Exercise details: Find every line in the records below that holds the word "screenshot" and copy it.

Exercise inputs:
- - - - - - -

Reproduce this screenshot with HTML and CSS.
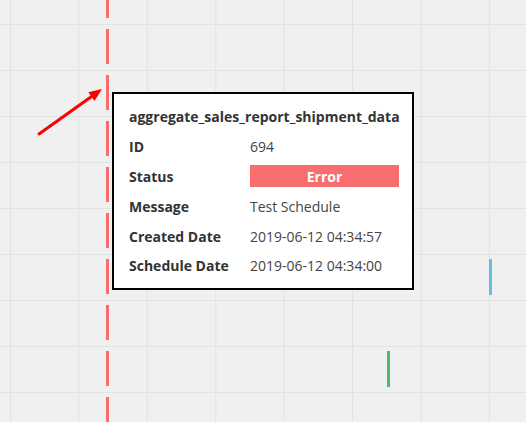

- - - - - - -

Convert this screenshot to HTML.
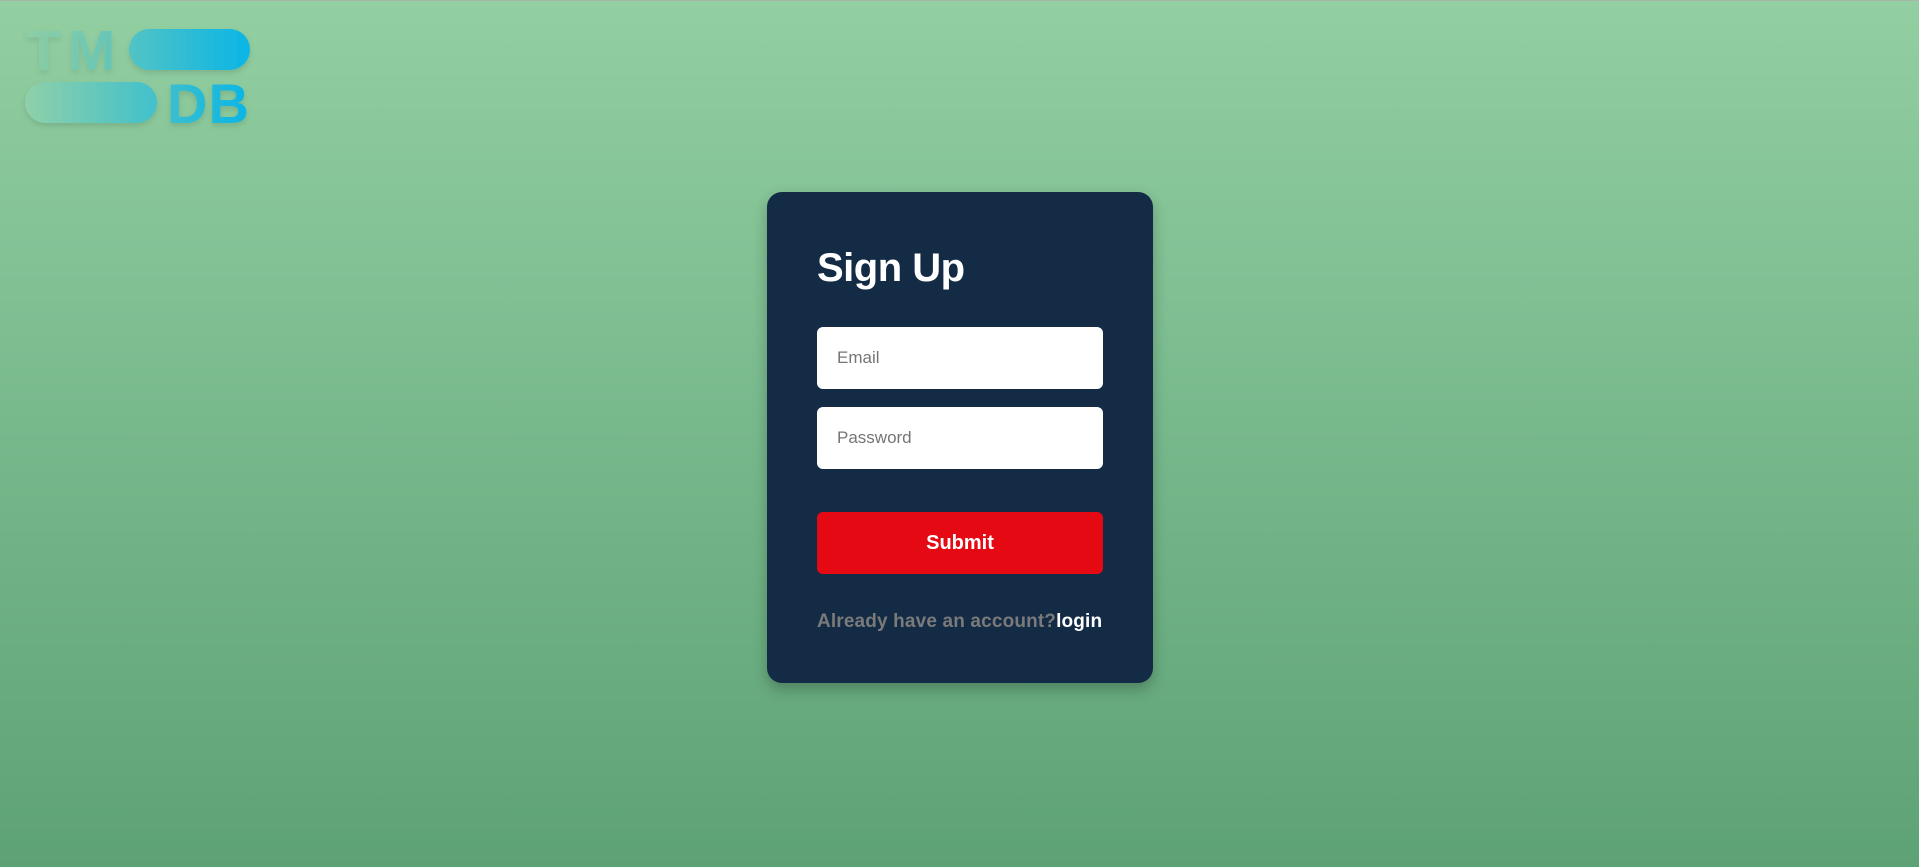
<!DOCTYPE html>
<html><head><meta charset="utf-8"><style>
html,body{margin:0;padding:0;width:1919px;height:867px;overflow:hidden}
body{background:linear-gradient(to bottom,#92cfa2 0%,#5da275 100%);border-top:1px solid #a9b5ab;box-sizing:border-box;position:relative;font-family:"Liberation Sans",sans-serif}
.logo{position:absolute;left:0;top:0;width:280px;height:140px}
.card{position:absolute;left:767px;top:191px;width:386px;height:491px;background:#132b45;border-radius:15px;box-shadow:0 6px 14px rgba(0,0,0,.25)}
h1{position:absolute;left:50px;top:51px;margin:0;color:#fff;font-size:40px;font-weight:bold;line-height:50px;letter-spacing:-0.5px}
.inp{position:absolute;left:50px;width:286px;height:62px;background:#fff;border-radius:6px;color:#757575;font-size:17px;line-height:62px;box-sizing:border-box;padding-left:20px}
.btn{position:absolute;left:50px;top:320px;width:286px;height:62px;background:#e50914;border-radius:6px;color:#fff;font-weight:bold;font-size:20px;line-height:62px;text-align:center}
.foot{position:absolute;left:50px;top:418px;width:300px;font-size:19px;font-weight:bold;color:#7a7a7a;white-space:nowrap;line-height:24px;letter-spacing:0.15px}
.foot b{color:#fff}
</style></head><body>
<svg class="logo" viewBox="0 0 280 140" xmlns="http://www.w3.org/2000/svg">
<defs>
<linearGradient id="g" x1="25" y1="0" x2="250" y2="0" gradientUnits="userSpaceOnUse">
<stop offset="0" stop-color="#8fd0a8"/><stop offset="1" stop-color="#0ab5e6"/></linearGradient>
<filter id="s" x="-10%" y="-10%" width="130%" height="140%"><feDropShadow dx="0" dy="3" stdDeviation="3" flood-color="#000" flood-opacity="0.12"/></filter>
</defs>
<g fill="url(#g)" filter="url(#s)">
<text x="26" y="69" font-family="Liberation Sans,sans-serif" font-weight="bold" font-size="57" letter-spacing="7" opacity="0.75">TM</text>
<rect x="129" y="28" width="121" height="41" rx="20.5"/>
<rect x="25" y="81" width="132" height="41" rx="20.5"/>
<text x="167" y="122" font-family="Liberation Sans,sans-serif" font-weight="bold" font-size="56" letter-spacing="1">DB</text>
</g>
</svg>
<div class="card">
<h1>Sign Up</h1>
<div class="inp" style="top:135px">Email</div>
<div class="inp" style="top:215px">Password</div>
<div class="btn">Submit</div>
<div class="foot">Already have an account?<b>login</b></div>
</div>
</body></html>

- - - - - - -

Answer to this exercise:
Reproduce this screenshot with HTML and CSS.
Convert this screenshot to HTML.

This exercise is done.